The result should look like this. Both shoulders are nested together: they support each other's padding, and the coat's lining faces out. The lapels and collar are unfolded. Make sure the sleeves nest together smoothly without wrinkles.

Then take the lapels and turn them inside the coat.

Turn the skirts halfway up like this.

Then fold the top half over, and this coat is ready to be packed away. 

The last remaining method I'll show is a hybrid of these two methods. It's very useful with short coats and jackets with lightly padded shoulders, but without a lot of shaping. Here's a heavy-ish tweed coat of mine.

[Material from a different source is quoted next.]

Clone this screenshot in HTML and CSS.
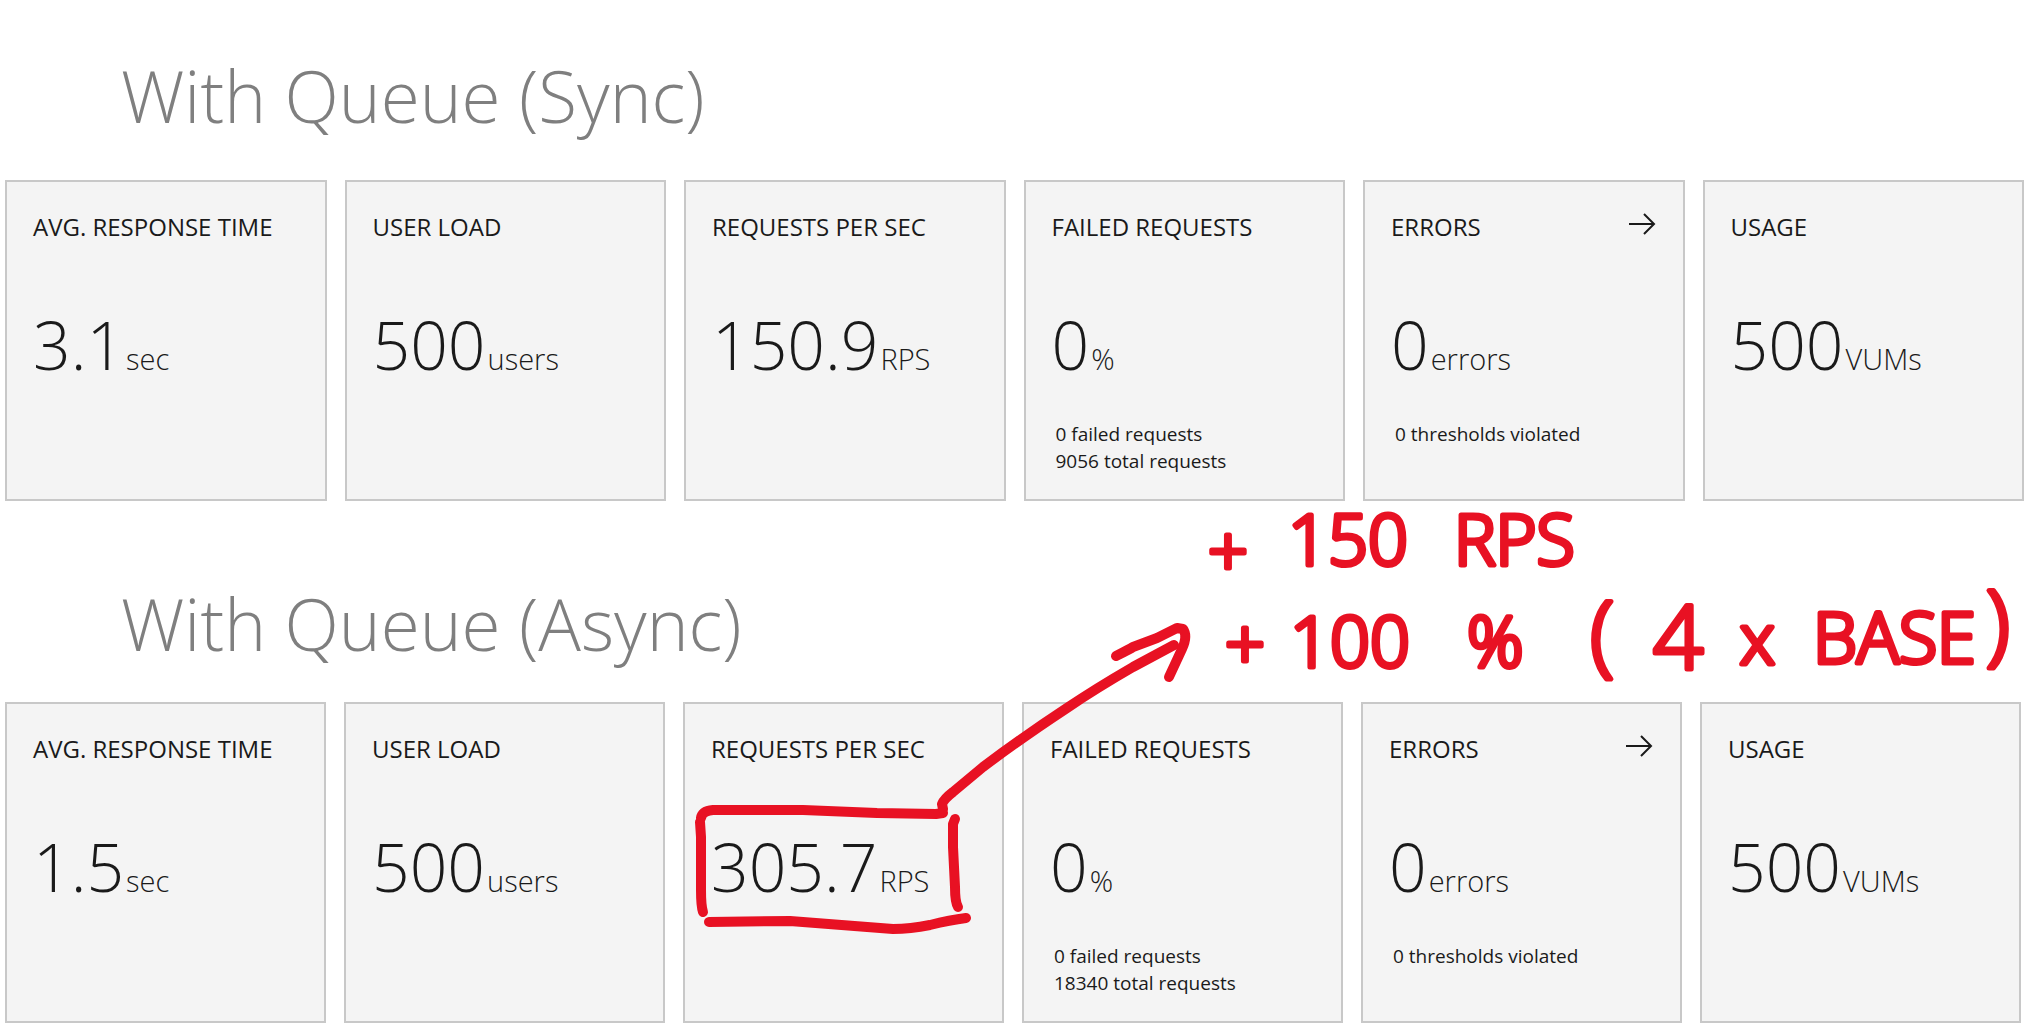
FILE: index.html
```html
<!DOCTYPE html>
<html lang="en">
<head>
<meta charset="utf-8">
<title>Load test results</title>
<link rel="stylesheet" href="styles.css">
</head>
<body>
<main class="board">
  <section class="run">
    <h1 class="run-title">With Queue (Sync)</h1>
    <div class="cards">
      <article class="card">
        <h2 class="card-title">AVG. RESPONSE TIME</h2>
        <p class="metric"><span class="value">3.1</span><span class="unit">sec</span></p>
      </article>
      <article class="card">
        <h2 class="card-title">USER LOAD</h2>
        <p class="metric"><span class="value">500</span><span class="unit">users</span></p>
      </article>
      <article class="card">
        <h2 class="card-title">REQUESTS PER SEC</h2>
        <p class="metric"><span class="value">150.9</span><span class="unit">RPS</span></p>
      </article>
      <article class="card">
        <h2 class="card-title">FAILED REQUESTS</h2>
        <p class="metric"><span class="value">0</span><span class="unit">%</span></p>
        <p class="notes">0 failed requests<br>9056 total requests</p>
      </article>
      <article class="card">
        <div class="card-head">
          <h2 class="card-title">ERRORS</h2>
          <a class="more" href="#errors-sync" aria-label="Show errors"><svg class="more-icon" viewBox="0 0 28 22"><path d="M1 11H26M16 1L26 11L16 21"/></svg></a>
        </div>
        <p class="metric"><span class="value">0</span><span class="unit">errors</span></p>
        <p class="notes">0 thresholds violated</p>
      </article>
      <article class="card">
        <h2 class="card-title">USAGE</h2>
        <p class="metric"><span class="value">500</span><span class="unit">VUMs</span></p>
      </article>
    </div>
  </section>

  <section class="run run-async">
    <h1 class="run-title">With Queue (Async)</h1>
    <div class="cards">
      <article class="card">
        <h2 class="card-title">AVG. RESPONSE TIME</h2>
        <p class="metric"><span class="value">1.5</span><span class="unit">sec</span></p>
      </article>
      <article class="card">
        <h2 class="card-title">USER LOAD</h2>
        <p class="metric"><span class="value">500</span><span class="unit">users</span></p>
      </article>
      <article class="card">
        <h2 class="card-title">REQUESTS PER SEC</h2>
        <p class="metric"><span class="value">305.7</span><span class="unit">RPS</span></p>
      </article>
      <article class="card">
        <h2 class="card-title">FAILED REQUESTS</h2>
        <p class="metric"><span class="value">0</span><span class="unit">%</span></p>
        <p class="notes">0 failed requests<br>18340 total requests</p>
      </article>
      <article class="card">
        <div class="card-head">
          <h2 class="card-title">ERRORS</h2>
          <a class="more" href="#errors-async" aria-label="Show errors"><svg class="more-icon" viewBox="0 0 28 22"><path d="M1 11H26M16 1L26 11L16 21"/></svg></a>
        </div>
        <p class="metric"><span class="value">0</span><span class="unit">errors</span></p>
        <p class="notes">0 thresholds violated</p>
      </article>
      <article class="card">
        <h2 class="card-title">USAGE</h2>
        <p class="metric"><span class="value">500</span><span class="unit">VUMs</span></p>
      </article>
    </div>
  </section>

  <!-- Red pen annotations over the cards -->
  <svg class="ink" viewBox="0 0 2040 1033">
    <g class="pen">
      <path d="M701 818Q702 811 713 810L803 810L877 813L936 814L943 813"/>
      <path d="M700 822L701 837L701 890Q701 906 703 912"/>
      <path d="M955 819L953 824L953 847L955 887Q955 902 958 907"/>
      <path d="M709 922L790 921L893 929Q910 929 930 925Q950 920 966 918"/>
      <path d="M943 809L942 804Q944 799 953 792L983 767Q1020 739 1067 708Q1095 689 1133 667L1174 645"/>
      <path d="M1116 656Q1130 649 1133 647L1157 638L1177 628L1183 629Q1188 636 1182 649Q1176 662 1169 677"/>
    </g>
    <text class="pen-text"><tspan x="1208" y="576">+</tspan><tspan x="1288" y="565">150</tspan><tspan x="1454" y="565">RPS</tspan></text>
    <text class="pen-text"><tspan x="1225" y="669">+</tspan><tspan x="1290" y="667">100</tspan><tspan x="1467" y="667">%</tspan><tspan class="pen-tall" x="1590" y="665">(</tspan><tspan class="pen-tall" x="1653" y="669">4</tspan><tspan x="1740" y="664">x</tspan><tspan x="1813" y="663">BASE</tspan><tspan class="pen-tall" x="1986" y="654">)</tspan></text>
  </svg>
</main>
</body>
</html>
```

FILE: styles.css
```css
* {
  box-sizing: border-box;
}

body {
  margin: 0;
  background: #fff;
  color: #1a1a1a;
  font-family: "Open Sans", "Noto Sans", sans-serif;
}

h1, h2, p {
  margin: 0;
}

.board {
  position: relative;
  padding: 46px 0 10px;
}

.run {
  padding: 0 16px 0 5px;
}

.run-title {
  margin: 0 0 34px 116px;
  color: #7f7f7f;
  font-size: 71px;
  font-weight: 300;
  line-height: 100px;
}

.run-async {
  margin-top: 73px;
  padding-right: 19px;
}

.run-async .run-title {
  margin-bottom: 28px;
}

.cards {
  display: grid;
  grid-template-columns: repeat(6, 1fr);
  gap: 18px;
}

.card {
  min-height: 321px;
  padding: 28px 27px 24px 26px;
  border: 2px solid #c8c8c8;
  background: #f4f4f4;
}

.card-head {
  display: flex;
  justify-content: space-between;
}

.card-title {
  font-size: 24px;
  font-weight: 400;
  line-height: 34px;
  white-space: nowrap;
}

.more {
  display: block;
  height: 28px;
  padding-top: 3px;
}

.more-icon {
  display: block;
  width: 28px;
  height: 22px;
  fill: none;
  stroke: #1a1a1a;
  stroke-width: 2;
}

.metric {
  display: flex;
  gap: 2px;
  align-items: baseline;
  margin-top: 52px;
  font-weight: 300;
  line-height: 96px;
  white-space: nowrap;
}

.value {
  font-size: 66px;
}

.unit {
  font-size: 29px;
  line-height: 40px;
}

.notes {
  margin: 29px 0 0 4px;
  font-size: 19px;
  line-height: 27px;
}

.ink {
  position: absolute;
  top: 0;
  left: 0;
  width: 100%;
  pointer-events: none;
}

.pen {
  fill: none;
  stroke: #e81123;
  stroke-width: 10;
  stroke-linecap: round;
  stroke-linejoin: round;
}

.pen-text {
  fill: #e81123;
  stroke: #e81123;
  stroke-width: 5;
  stroke-linejoin: round;
  font-size: 70px;
  font-weight: 300;
}

.pen-tall {
  font-size: 88px;
}
```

It's nice for the cold, but I have lighter tweeds for Spring, so in the trunk it goes!

Start with the coat face down.

Then turn both shoulders inside out. 

And then, fold both front sides over. Essentially, you've turned the coat inside-out, with the sleeves inside and the collar unfolded. Make sure the sleeves are laying smoothly inside.

Fold the coat in half...

...and in half again. This is a good space-saving method for these sorts of coats.

As you can see, each method results in a compact package with minimal creases, wrinkles, and stresses on the fabric. They all have several things in common, though -- They turn the lining out to protect the fabric, they fold around the sleeves so they can't get loose and flop around, they use as few folds as possible, and they all unfold the collar and lapels. When late Fall rolls around, you can be assured that when you crack open your trunk, your heavy coats will be fresh and ready to wear with minimal attention! 

Oh, I wouldn't worry too much about using mothballs, unless you have a bug problem in your area. Most modern homes are tight enough not to have to worry about such things -- unless you really like that old-world wool-and-camphor smell. For many, the smell of mothballs in winter clothes brings back strongly pleasant olfactory memories of family, grandparents, and Christmastime.